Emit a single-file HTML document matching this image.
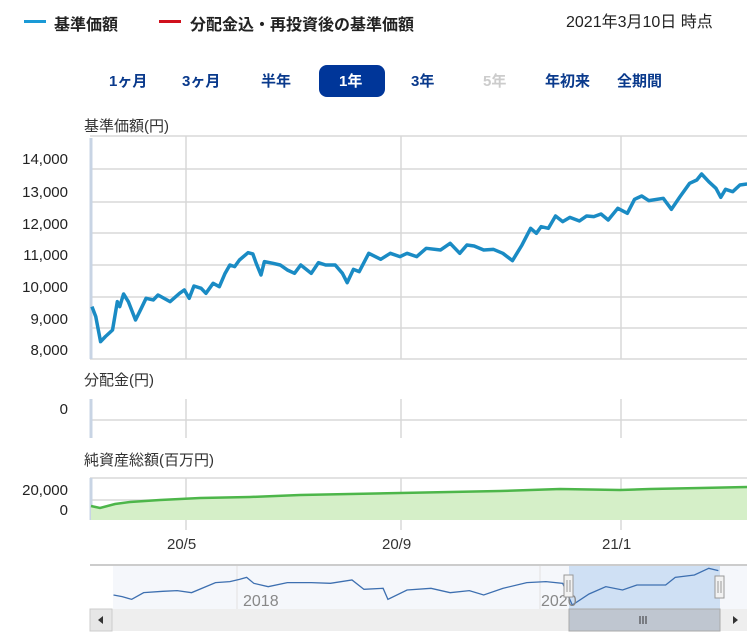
<!DOCTYPE html>
<html><head><meta charset="utf-8"><style>
body{margin:0;width:747px;height:638px;background:#fff;overflow:hidden;font-family:"Liberation Sans","Noto Sans CJK JP",sans-serif;position:relative}
.a{position:absolute;white-space:nowrap}
.leg{font-weight:bold;font-size:16px;color:#222;top:11px}
.bt{font-weight:bold;font-size:15px;color:#0a3a8c;top:70px}
.yl{font-size:15px;color:#222;text-align:right;width:68px;left:0}
.lab{font-size:15px;color:#333}
</style></head><body>
<div class="a" style="left:24px;top:20px;width:22px;height:3px;background:#1a9ad6"></div>
<div class="a leg" style="left:54px">基準価額</div>
<div class="a" style="left:159px;top:20px;width:22px;height:3px;background:#d0101c"></div>
<div class="a leg" style="left:190px">分配金込・再投資後の基準価額</div>
<div class="a" style="left:566px;top:8px;font-size:16px;color:#222">2021年3月10日 時点</div>

<div class="a bt" style="left:109px">1ヶ月</div>
<div class="a bt" style="left:182px">3ヶ月</div>
<div class="a bt" style="left:261px">半年</div>
<div class="a" style="left:319px;top:65px;width:66px;height:32px;background:#003699;border-radius:8px"></div>
<div class="a bt" style="left:339px;color:#fff">1年</div>
<div class="a bt" style="left:411px">3年</div>
<div class="a bt" style="left:483px;color:#ccc">5年</div>
<div class="a bt" style="left:545px">年初来</div>
<div class="a bt" style="left:617px">全期間</div>

<div class="a lab" style="left:84px;top:115px">基準価額(円)</div>
<div class="a yl" style="top:151px">14,000</div>
<div class="a yl" style="top:184px">13,000</div>
<div class="a yl" style="top:216px">12,000</div>
<div class="a yl" style="top:247px">11,000</div>
<div class="a yl" style="top:279px">10,000</div>
<div class="a yl" style="top:311px">9,000</div>
<div class="a yl" style="top:342px">8,000</div>
<div class="a lab" style="left:84px;top:369px">分配金(円)</div>
<div class="a yl" style="top:401px">0</div>
<div class="a lab" style="left:84px;top:449px">純資産総額(百万円)</div>
<div class="a yl" style="top:482px">20,000</div>
<div class="a yl" style="top:502px">0</div>
<div class="a lab" style="left:167px;top:536px">20/5</div>
<div class="a lab" style="left:382px;top:536px">20/9</div>
<div class="a lab" style="left:602px;top:536px">21/1</div>

<svg class="a" style="left:0;top:0" width="747" height="638">
<g stroke="#d8d8d8" stroke-width="1.5" fill="none">
<line x1="90" y1="136" x2="747" y2="136"/>
<line x1="90" y1="169" x2="747" y2="169"/><line x1="90" y1="202" x2="747" y2="202"/>
<line x1="90" y1="233" x2="747" y2="233"/><line x1="90" y1="265" x2="747" y2="265"/>
<line x1="90" y1="297" x2="747" y2="297"/><line x1="90" y1="328" x2="747" y2="328"/>
<line x1="90" y1="359" x2="747" y2="359"/>
<line x1="186" y1="136" x2="186" y2="359"/><line x1="401" y1="136" x2="401" y2="359"/><line x1="621" y1="136" x2="621" y2="359"/>
<line x1="90" y1="420" x2="747" y2="420"/>
<line x1="186" y1="399" x2="186" y2="438"/><line x1="401" y1="399" x2="401" y2="438"/><line x1="621" y1="399" x2="621" y2="438"/>
<line x1="90" y1="478" x2="747" y2="478"/><line x1="90" y1="500" x2="747" y2="500"/>
<line x1="186" y1="478" x2="186" y2="530"/><line x1="401" y1="478" x2="401" y2="530"/><line x1="621" y1="478" x2="621" y2="530"/>
</g>
<g stroke="#c8d4e4" stroke-width="3"><line x1="91" y1="138" x2="91" y2="359"/><line x1="91" y1="399" x2="91" y2="438"/><line x1="91" y1="478" x2="91" y2="520"/></g>
<path d="M91,506 L100,508 L115,504 L130,502 L160,500 L200,498 L250,497 L300,495 L350,494 L400,493 L450,492 L500,491 L560,489 L620,490 L650,489 L700,488 L747,487 L747,520 L91,520Z" fill="#d5efc8"/>
<path d="M91,506 L100,508 L115,504 L130,502 L160,500 L200,498 L250,497 L300,495 L350,494 L400,493 L450,492 L500,491 L560,489 L620,490 L650,489 L700,488 L747,487" fill="none" stroke="#4db64a" stroke-width="2.5"/>
<g transform="translate(0,110) scale(0.4789,0.3333)">
<path vector-effect="non-scaling-stroke" fill="none" stroke="#1a8bc4" stroke-width="3.5" stroke-linejoin="round" d="M192,590 L200,620 L210,695 L220,680 L235,660 L245,575 L250,590 L258,552 L268,575 L283,630 L295,595 L305,565 L320,570 L330,555 L355,575 L375,550 L385,540 L395,565 L405,528 L420,535 L430,550 L445,520 L458,530 L470,490 L480,465 L490,470 L500,450 L518,428 L528,432 L535,460 L545,495 L552,455 L570,460 L585,465 L600,480 L615,490 L628,465 L650,490 L665,458 L680,465 L700,465 L715,490 L725,518 L738,478 L750,485 L770,430 L795,448 L815,430 L835,440 L850,430 L870,440 L890,415 L920,420 L940,400 L960,430 L975,405 L990,408 L1010,420 L1030,418 L1050,430 L1070,452 L1090,405 L1108,355 L1120,370 L1130,350 L1145,355 L1160,318 L1175,335 L1190,322 L1210,333 L1225,318 L1240,320 L1255,312 L1270,330 L1290,295 L1310,310 L1325,268 L1340,258 L1355,272 L1385,265 L1402,298 L1420,260 L1440,220 L1455,210 L1465,192 L1480,215 L1495,235 L1505,262 L1515,238 L1530,245 L1545,225 L1560,222"/>
</g>
<line x1="90" y1="565" x2="747" y2="565" stroke="#bbb" stroke-width="1.5"/>
<rect x="113" y="566" width="634" height="43" fill="#f5f7fb"/>
<line x1="237" y1="566" x2="237" y2="609" stroke="#e2e2e2"/><line x1="540" y1="566" x2="540" y2="609" stroke="#e2e2e2"/>
<rect x="569" y="566" width="151" height="43" fill="#cfe0f4"/>
<rect x="90" y="609" width="657" height="22" fill="#eee"/>
<rect x="90" y="609" width="22" height="22" fill="#e6e6e6" stroke="#ccc"/>
<path d="M98,620 L103,616 L103,624Z" fill="#333"/>
<rect x="569" y="609" width="151" height="22" fill="#bfc6d0" stroke="#aaa"/>
<g stroke="#333"><line x1="640" y1="616" x2="640" y2="624"/><line x1="643" y1="616" x2="643" y2="624"/><line x1="646" y1="616" x2="646" y2="624"/></g>
<path d="M738,620 L733,616 L733,624Z" fill="#333"/>
<g transform="translate(0,520) scale(0.4789,0.3333)">
<path vector-effect="non-scaling-stroke" fill="none" stroke="#3d6fb0" stroke-width="1.3" d="M237,225 L255,230 L275,238 L300,218 L340,214 L370,212 L400,218 L450,188 L480,185 L500,178 L515,172 L530,190 L560,200 L600,188 L650,188 L690,190 L735,180 L760,208 L800,205 L810,238 L850,210 L900,205 L940,218 L980,212 L1010,225 L1050,205 L1100,188 L1140,185 L1175,190 L1195,255 L1230,222 L1265,200 L1300,210 L1330,195 L1390,195 L1410,172 L1450,165 L1480,145 L1500,152"/>
</g>
<text x="243" y="606" font-size="16" fill="#888" font-family="Liberation Sans,sans-serif">2018</text>
<text x="541" y="606" font-size="16" fill="#888" font-family="Liberation Sans,sans-serif">2020</text>
<rect x="564" y="575" width="9" height="22" fill="#f2f2f2" stroke="#999"/>
<rect x="715" y="576" width="9" height="22" fill="#f2f2f2" stroke="#999"/>
<g stroke="#999"><line x1="567" y1="580" x2="567" y2="592"/><line x1="570" y1="580" x2="570" y2="592"/><line x1="718" y1="581" x2="718" y2="593"/><line x1="721" y1="581" x2="721" y2="593"/></g>
</svg>
</body></html>
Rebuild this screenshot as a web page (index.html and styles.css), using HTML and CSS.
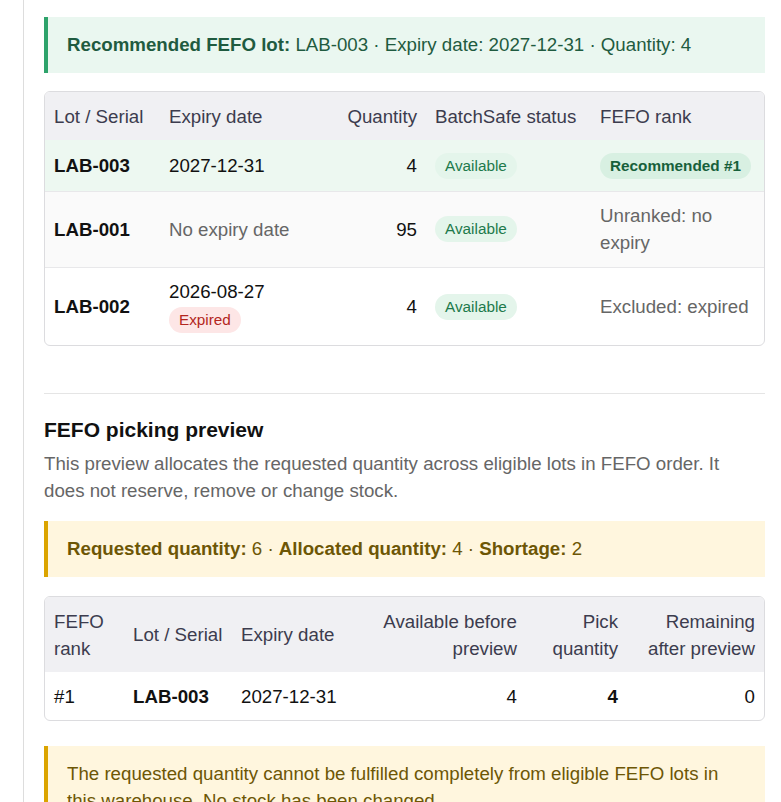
● ● ● ● ● ● ●
_TASK REQUIREMENTS_
Copy all lines from the material that contain "this".

_CORRECT RESULT_
Emit a single-file HTML document matching this image.
Rebuild this screenshot as a web page (index.html and styles.css), using HTML and CSS.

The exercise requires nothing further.